For a while the gods stood speechless, then they wept bitterly. They took Balder’s body and brought it to the sea-shore. There stood Balder’s ship, Ringhorn. Balder’s body was taken and placed on the funeral pile upon his ship. When his wife Nanna saw it, her heart burst in sorrow and she died. So she was laid on the funeral pyre with her husband. Balder’s horse, too, with all its trappings, was burned, so the couple could journey on it to the underworld.
In the older Edda, the tragic tale of Balder is hinted at rather than told at length. Among the visions which the Norse Sibyl sees and describes in the weird prophecy known as the Voluspa is one of the fatal mistletoe. “I behold,” she said, “Fate looming for Balder, Woden’s son, the bloody victim. There stands the Mistletoe slender and delicate, blooming high above the ground. Out of this shoot, so slender to look on, there shall grow a harmful fateful shaft. Hod shall shoot it, but Frigga in Fen-hall shall weep over the woe of Wal-hall.”
But looking far into the future the Sibyl sees a brighter vision of a new heaven and a new earth, where the fields unsown shall yield their increase and all sorrows shall be healed; then Balder will come back to dwell in Odin’s mansions of bliss, in a hall brighter than the sun, shingled with gold, where the righteous shall live in joy for ever more.
Writing about the end of the twelfth century, the old Danish historian Saxo Grammaticus tells the story of Balder where Balder and Hother were rival suitors for the hand of Nanna, daughter of Gewar, King of Norway. Balder was a demigod and common steel could not wound his sacred body. The two rivals battle each other. Although Odin, Thor and the rest of the gods fought on Balder’s side, Balder was defeated and flew away. So Hother married the princess. But Balder didn’t give up and again met Hother in a field. But he fared even worse than before because Hother gave him a deadly wound with a magic sword which he had received from Miming, the Satyr of the woods; and after three days in pain, Balder died of his pain and was buried with royal honours in a barrow.

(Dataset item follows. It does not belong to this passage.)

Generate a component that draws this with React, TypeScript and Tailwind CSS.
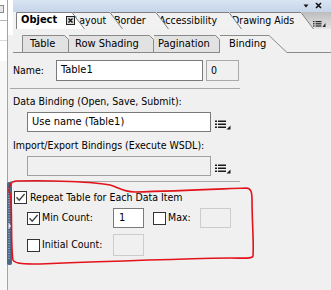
const font = "font-['DejaVu_Sans_Condensed','Liberation_Sans',sans-serif]"

function Check({ on }: { on?: boolean }) {
  return (
    <span className="flex h-[13px] w-[13px] shrink-0 items-center justify-center border border-[#333333] bg-white">
      {on && (
        <svg width="11" height="11" viewBox="0 0 11 11">
          <path d="M1.5 5.2 L4.2 8.2 L9.6 2" fill="none" stroke="#404040" strokeWidth="1.3" />
        </svg>
      )}
    </span>
  )
}

function ListIcon() {
  return (
    <svg width="16" height="10" viewBox="0 0 16 10" className="shrink-0">
      <rect x="0" y="0.5" width="2" height="1.5" fill="#1a1a1a" />
      <rect x="0" y="3.5" width="2" height="1.5" fill="#1a1a1a" />
      <rect x="0" y="6.5" width="2" height="1.5" fill="#1a1a1a" />
      <rect x="3" y="0.5" width="8" height="1.5" fill="#1a1a1a" />
      <rect x="3" y="3.5" width="8" height="1.5" fill="#1a1a1a" />
      <rect x="3" y="6.5" width="8" height="1.5" fill="#1a1a1a" />
      <path d="M15.5 5.5 L15.5 9.5 L11.5 9.5 Z" fill="#1a1a1a" />
    </svg>
  )
}

function TopTab({
  w,
  fill,
  className,
  first,
  children,
}: {
  w: number
  fill: string
  className: string
  first?: boolean
  children: React.ReactNode
}) {
  return (
    <div className={`relative h-[17px] shrink-0 ${className}`}>
      <svg className="absolute left-0 top-0" width={w} height={17}>
        <polygon points={`0,0 ${w - 13},0 ${w},17 0,17`} fill={fill} />
        <polyline
          points={`${first ? '0.5,17 0.5,0.5' : '0,0.5'} ${w - 13},0.5 ${w - 0.5},17`}
          fill="none"
          stroke="#7f7f7f"
        />
      </svg>
      <span className="relative flex h-[17px] items-center whitespace-nowrap">{children}</span>
    </div>
  )
}

function SubTab({
  w,
  className,
  first,
  children,
}: {
  w: number
  className: string
  first?: boolean
  children: React.ReactNode
}) {
  return (
    <div className={`relative h-[18px] shrink-0 ${className}`}>
      <svg className="absolute left-0 top-0" width={w} height={18}>
        <polygon points={`0,0 ${w - 4},0 ${w},4 ${w},18 0,18`} fill="#e2e2e2" />
        <polyline
          points={`${first ? '0.5,18 0.5,0.5' : '0,0.5'} ${w - 4.5},0.5 ${w - 0.5},4.5 ${w - 0.5},18`}
          fill="none"
          stroke="#8a8a8a"
        />
        <line x1="0" y1="17.5" x2={w} y2="17.5" stroke="#8a8a8a" />
      </svg>
      <span className="relative flex h-[18px] items-center whitespace-nowrap">{children}</span>
    </div>
  )
}

export default function App() {
  return (
    <div className={`relative flex h-[290px] w-[331px] overflow-hidden bg-[#f0f0f0] text-[10.5px] text-black ${font}`}>
      {/* neighbouring pane */}
      <div className="flex w-[8px] shrink-0 flex-col border-r border-[#a3a3a3] bg-[#f7f7f7]">
        <div className="h-[21px] border-b border-[#b8b8b8] bg-white pt-[5px]">
          <div className="h-[8px] w-[4px] border-y border-r border-[#8a8a8a] bg-[#e8e8e8]" />
        </div>
        <div className="h-[20px] border-b border-[#d8d8d8] bg-white" />
        <div className="h-[20px] bg-white" />
      </div>

      {/* object palette */}
      <div className="relative flex min-w-0 flex-1 flex-col">
        <div className="flex">
          <div className="w-[5px] shrink-0 bg-white" />
          <div className="flex min-w-0 flex-1 flex-col">
            <div className="flex h-[12px] items-start justify-end gap-[6px] bg-gradient-to-b from-[#d9e4f2] to-[#c6d5e9] pr-[9px] pt-[1px]">
              <svg width="6" height="6" viewBox="0 0 6 6" className="mt-[2px]">
                <path d="M0.5 1.5 L5.5 1.5 L3 4.5 Z" fill="#111" />
              </svg>
              <svg width="7" height="7" viewBox="0 0 7 7" className="mt-[1px]">
                <path d="M1 1 L6 6 M6 1 L1 6" stroke="#111" strokeWidth="1.6" />
              </svg>
            </div>
            <div className="flex h-[17px] bg-[#f2f2f2] pl-[3px]">
              <TopTab w={69} fill="#ffffff" first className="z-50 w-[69px] pl-[5px]">
                <span className="text-[11px] font-bold">Object</span>
                <svg width="9" height="9" viewBox="0 0 9 9" className="ml-[9px]">
                  <rect x="0.5" y="0.5" width="8" height="8" fill="#d8d8d8" stroke="#222" />
                  <path d="M2.5 2.5 L6.5 6.5 M6.5 2.5 L2.5 6.5" stroke="#111" strokeWidth="1.3" />
                </svg>
              </TopTab>
              <TopTab w={51} fill="#f1f1f1" className="z-40 ml-[-13px] w-[51px] pl-[2px]">
                Layout
              </TopTab>
              <TopTab w={58} fill="#f1f1f1" className="z-30 ml-[-12px] w-[58px] pl-[3px]">
                Border
              </TopTab>
              <TopTab w={85} fill="#f1f1f1" className="z-20 ml-[-12px] w-[85px] pl-[2px]">
                Accessibility
              </TopTab>
              <TopTab w={84} fill="#f1f1f1" className="z-10 ml-[-12px] w-[84px] pl-[2px]">
                Drawing Aids
              </TopTab>
              <div className="ml-[-12px] flex h-[17px] flex-1 items-end justify-end bg-gradient-to-b from-[#bdbdbd] to-[#e4e4e4] pb-[2px] pr-[5px]">
                <svg width="13" height="6" viewBox="0 0 13 6">
                  <rect x="0" y="0" width="1.5" height="1.2" fill="#222" />
                  <rect x="0" y="2.2" width="1.5" height="1.2" fill="#222" />
                  <rect x="0" y="4.4" width="1.5" height="1.2" fill="#222" />
                  <rect x="2.5" y="0" width="6" height="1.2" fill="#222" />
                  <rect x="2.5" y="2.2" width="6" height="1.2" fill="#222" />
                  <rect x="2.5" y="4.4" width="6" height="1.2" fill="#222" />
                  <path d="M12.5 2 L12.5 6 L9.5 6 Z" fill="#222" />
                </svg>
              </div>
            </div>
            <div className="h-[6px]" />
          </div>
        </div>

        {/* sub tabs */}
        <div className="ml-[5px] flex h-[18px] text-[11px]">
          <div className="h-[18px] w-[9px] shrink-0 border-b border-[#8a8a8a]" />
          <SubTab w={47} first className="w-[47px] pl-[8px]">
            Table
          </SubTab>
          <SubTab w={85} className="w-[85px] pl-[6px]">
            Row Shading
          </SubTab>
          <SubTab w={66} className="w-[66px] pl-[4px]">
            Pagination
          </SubTab>
          <div className="relative h-[18px] w-[68px] shrink-0 pl-[9px]">
            <svg className="absolute left-0 top-0" width={68} height={18}>
              <polygon points="0,0 49,0 68,18 0,18" fill="#f0f0f0" />
              <polyline points="0,0.5 49,0.5 67,17.5 68,17.5" fill="none" stroke="#8a8a8a" />
            </svg>
            <span className="relative flex h-[18px] items-center">Binding</span>
          </div>
          <div className="h-[18px] flex-1 border-b border-[#8a8a8a]" />
        </div>

        {/* binding content */}
        <div className="flex flex-col">
          <div className="mt-[7px] flex h-[21px] items-center pl-[5px]">
            <span className="w-[43px] shrink-0">Name:</span>
            <div className="flex h-[21px] w-[147px] items-center border border-[#7a7a7a] bg-white pl-[4px] text-[11px]">
              Table1
            </div>
            <div className="ml-[3px] flex h-[21px] w-[33px] items-center border border-[#a9a9a9] bg-[#f0f0f0] pl-[4px]">
              0
            </div>
          </div>

          <div className="ml-[2px] mt-[7px] h-px w-[230px] bg-[#a8a8a8]" />

          <div className="mt-[6px] flex h-[13px] items-center pl-[5px]">Data Binding (Open, Save, Submit):</div>
          <div className="mt-[4px] flex items-center pl-[19px]">
            <div className="flex h-[20px] w-[184px] items-center border border-[#7a7a7a] bg-white pl-[4px] text-[11px]">
              Use name (Table1)
            </div>
            <div className="ml-[4px] mt-[5px]">
              <ListIcon />
            </div>
          </div>

          <div className="mt-[7px] flex h-[13px] items-center pl-[5px]">Import/Export Bindings (Execute WSDL):</div>
          <div className="mt-[4px] flex items-center pl-[19px]">
            <div className="h-[20px] w-[184px] border border-[#a0a0a0] bg-[#f0f0f0]" />
            <div className="ml-[4px] mt-[5px]">
              <ListIcon />
            </div>
          </div>

          <div className="ml-[2px] mt-[5px] h-px w-[230px] bg-[#a8a8a8]" />

          <div className="mt-[9px] flex h-[13px] items-center pl-[6px]">
            <Check on />
            <span className="ml-[3px] whitespace-nowrap">Repeat Table for Each Data Item</span>
          </div>

          <div className="mt-[4px] flex h-[20px] items-center pl-[19px]">
            <Check on />
            <span className="ml-[2px] w-[71px] shrink-0">Min Count:</span>
            <div className="flex h-[20px] w-[31px] items-center border border-[#7a7a7a] bg-white pl-[5px] text-[11px]">
              1
            </div>
            <div className="ml-[9px]">
              <Check />
            </div>
            <span className="ml-[2px] w-[32px] shrink-0">Max:</span>
            <div className="h-[20px] w-[31px] border border-[#cccccc] bg-[#f0f0f0]" />
          </div>

          <div className="mt-[6px] flex h-[22px] items-center pl-[19px]">
            <Check />
            <span className="ml-[2px] w-[71px] shrink-0">Initial Count:</span>
            <div className="h-[22px] w-[31px] border border-[#cccccc] bg-[#f0f0f0]" />
          </div>
        </div>

        {/* splitter handle */}
        <div className="absolute left-[-1px] top-[182px] flex h-[83px] w-[5px] flex-col items-center justify-center rounded-[2px] bg-[#4a6887]">
          <svg width="5" height="83" viewBox="0 0 5 83">
            <line x1="2" y1="6" x2="2" y2="77" stroke="#c9d8ea" strokeDasharray="1 1.5" />
            <path d="M1.5 41 L4.5 44 L1.5 47 Z" fill="#dbe6f3" />
          </svg>
        </div>
      </div>

      {/* hand-drawn red marking */}
      <svg className="pointer-events-none absolute left-0 top-0" width="331" height="290" viewBox="0 0 331 290">
        <path
          d="M9 192 C9 186 10 182 16 181 C50 180 95 182 110 185 C118 187 122 192 135 192 C180 191 220 189 246 188 C251 188 252 192 252 200 C252 220 254 245 253 256 C252 259 245 258 230 258 C170 259 90 262 40 264 C25 264 15 264 13 260 C11 250 12 220 11 200 C11 196 10 193 9 192 Z"
          fill="none"
          stroke="#e3121b"
          strokeWidth="1.6"
        />
      </svg>
    </div>
  )
}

Whether he was a real or mythical, Balder was worshipped in Norway. On one of the bays of Sogne Fiord, which penetrates far into the depths of the Norwegian mountains, Balder had a great sanctuary. It was called Balder’s Grove.
We like to think that the figure of Balder was nothing more than a myth, but it is also possible that the myth was founded on the tradition of a hero, popular and beloved in his lifetime, who long survived in the memory of the people, gathering more and more of the marvelous stories about him as he passed from generation to generation of story-tellers. So it is worth while to observe that a somewhat similar story is told of another national hero, who may well have been a real man. In his poem, The Epic of Kings, founded on Persian traditions, the poet Firdusi tells us that in the combat between Rostam and Esfandiyar, Rostam’s arrows did no harm to his adversary, “because Zerdusht had charmed his body against all dangers, so that it was like unto brass.” But Simurgh, the bird of God, showed Rostam the way to vanquish his foe.
Rostam rode after her, and they halted not till they came to the sea-shore. There she led him into a garden, where a tamarisk stood tall and strong, branches piercing to the sky. Then the bird of God asked Rostam to break a tree a branch that was long and slender, and made it into an arrow. She said, “Only through his eyes can Isfendiyar be wounded. If, therefore, thou wouldst slay him, direct this arrow to his forehead, and it shall not miss its aim.” Rostam did as he was asked to do; and when next he fought with Isfendiyar, he shot the arrow at him. The arrow pierced Isfendiyar’s eye and killed him.